Une fois que le duo trouvait satisfaction, c’était au tour du directeur artistique Martin Léon de donner son imprimatur, non sans avoir « élagué des tracks pour garder les lignes les plus fortes ».

0:00
 
0:00
 

Parmi les histoires plus frontales, La somme, récit initiatique où s’enchaînent les deuils, les premiers émois et les espoirs politiques. Pour l’épauler dans ses récits, Vallières a aussi fait appel à des femmes. Ingrid St-Pierre pose sa voix douce et lumineuse sur On dansera sous la pluie. Encore une fois, au travers des nuages, un pied-de-vent apparaît. « On ira jouer demain au bord de l’eau, et si c’est l’orage Marie, on dansera sous la pluie. »
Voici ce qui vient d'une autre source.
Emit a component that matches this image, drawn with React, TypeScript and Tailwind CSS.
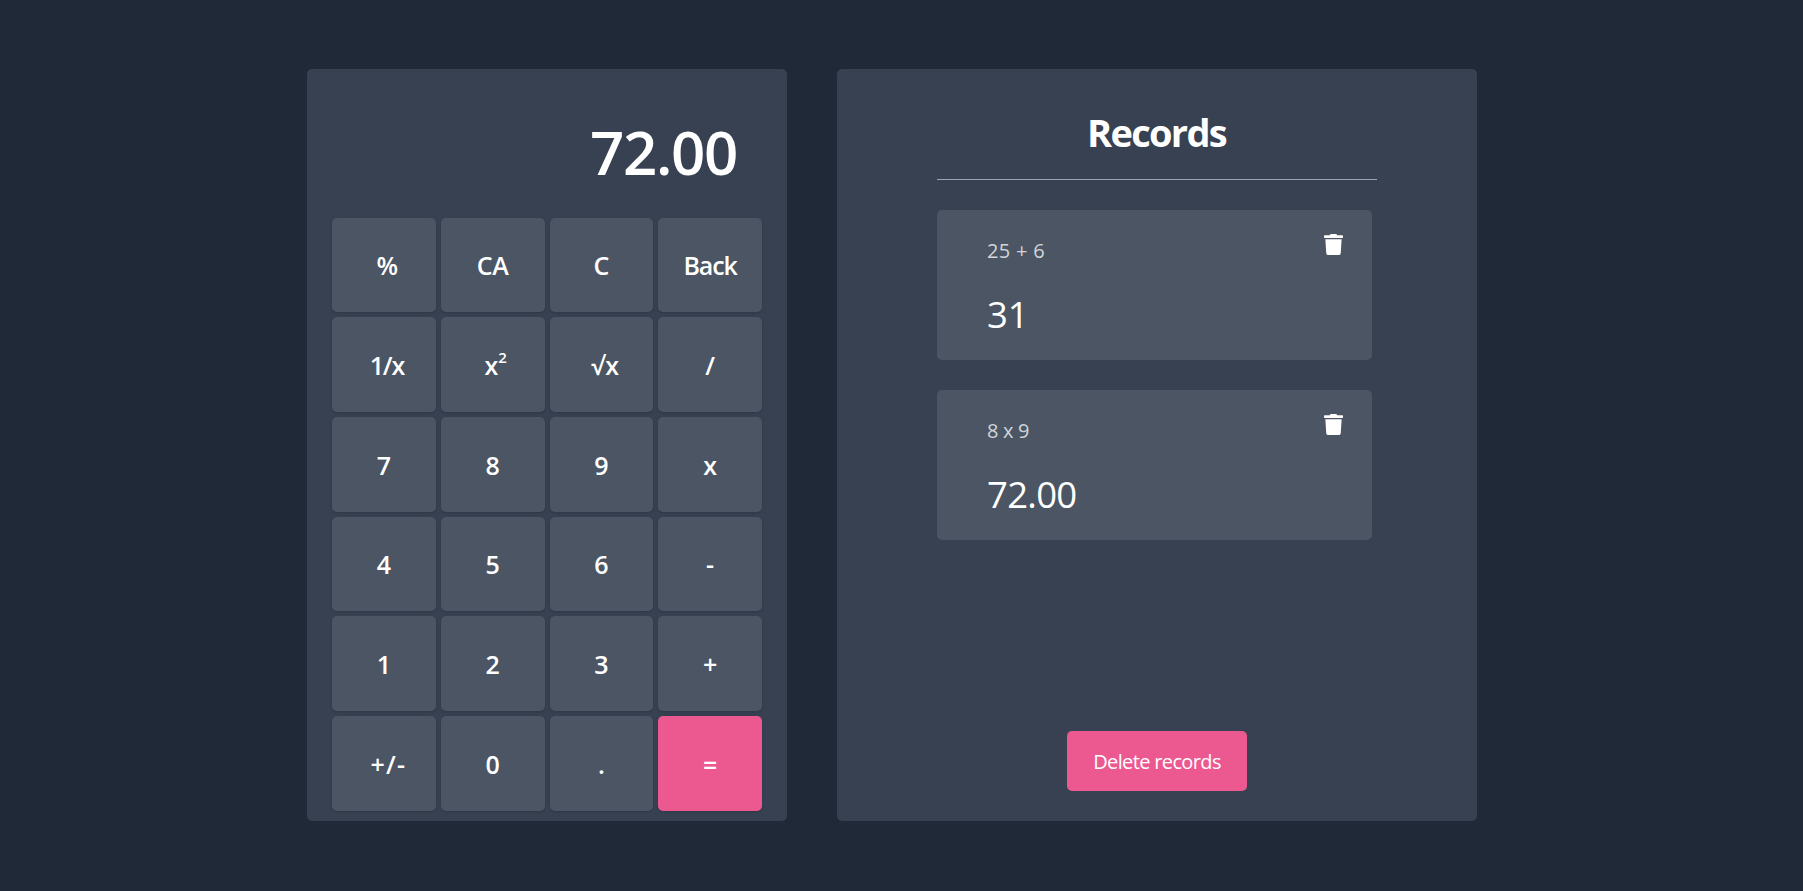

Marjo a quant à elle été convoquée sur la seule pièce dénuée de guitares, Tout n’est pas pour toujours, un poignant duo piano-voix à mille lieues de la maquette originelle. « On s’est dit : « Ce serait le fun que ce soit une femme d’une autre génération, une femme qui porte une histoire, qui donnerait un poids différent au fait de dire que Tout n’est pas pour toujours. » Je lui ai envoyé la toune, et le lendemain, elle m’a écrit : « Oui, ça me tente, je vais la faire avec toi. » »

0:00
 
0:00
 

Les auditeurs pourront en apprendre plus sur cette rencontre et sur d’autres instants du disque grâce au moyen métrage Toute beauté n’est pas perdue – Dans la bulle de Vincent Vallières, qui sera diffusé le 9 avril à titre de lancement virtuel.

« Le cinéaste Adrian Villagomez nous a suivis dans une partie du processus de création et on a filmé les tounes avec lui. C’est une captation live, mais avec une vraie signature. Je suis très fier de ce projet-là, vraiment. Je ne suis pas gêné de dire que ce sont des artisans de calibre international. »

S’il fallait qu’un jour la mémoire vienne à flancher sous le poids des années, voilà qui pourrait devenir un souvenir précieux quand se posera la question : « T’en souviens-tu, Vallières ? »

L’album Toute beauté n’est pas perdue sera offert à partir du 9 avril. Le moyen métrage sera diffusé à 20 h en guise de lancement.